LOL, well, this is actually a suburb called Keller. There ain't no way, no how I would be out in the stockyards shooting a family Christmas picture on Sat evening! The tourists scare me more than the locals ever could :lmao:

Good advice Jerry.

I'll have to add an addendum to this point though.

The shutter speed that you need to safely 'freeze' a subject, really depends on how much ambient light they are getting. If they are getting little or no ambient light, you could have the shutter open for several seconds without any problems. The more ambient they get, the more they will show up...but the faster you make the shutter speed, the less they will show up. Of course, as you raise the shutter speed to control the blur, the less exposure you get of the background....so you may need to find the balance of what works.

The flash will freeze their movement into a sharp image, so as long as the flash exposure 'overpowers' the ambient exposure, you will be good.

I've found that at night or in dark reception halls...I can shoot at 1/10 and freeze the subjects just fine.
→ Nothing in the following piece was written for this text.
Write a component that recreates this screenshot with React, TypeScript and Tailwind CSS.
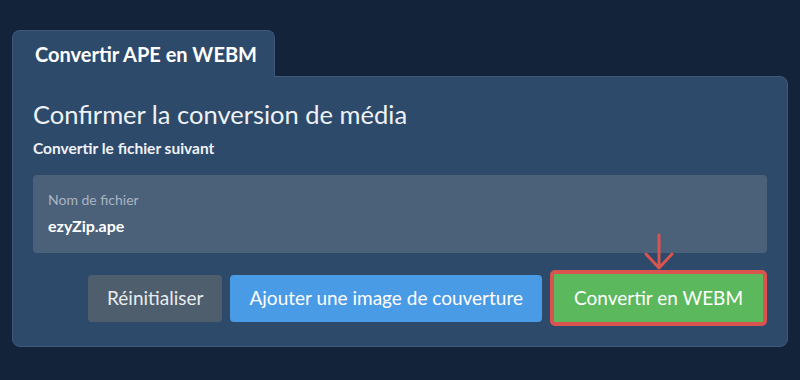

Thanks again for all the advice! :heart:
 
Using rear sync, yup, I know about that one. However, if there is just a little too much ambient, the motion of, let's say a baby's hand waving around will show up as a bit of a ghosting in the pic.
Not to be too argumentative ;) but...
Front or rear sync is irrelevant. If there is enough ambient light to capture the motion as blur at your shutter speed...then you will get blur. Front or rear sync just determines when the flash fires...and thus where the sharp image will appear, in relation to the blurred ambient exposure. Front curtain puts the flashed exposure in behind the blur (which looks really weird) and rear sync puts the blur behind the flashed exposure, which looks more natural.

Either way, the blur itself is still detemined by the amount of ambient light, the overall exposure settings and the shutter speed.

If it was dark enough, you could set the shutter on bulb mode, walk up to the subjects and fire a flash at them, then walk up to the tree, fire a flash at it, then walk back to the camera and close the shutter. All with no blur (if it was dark enough...being the key point).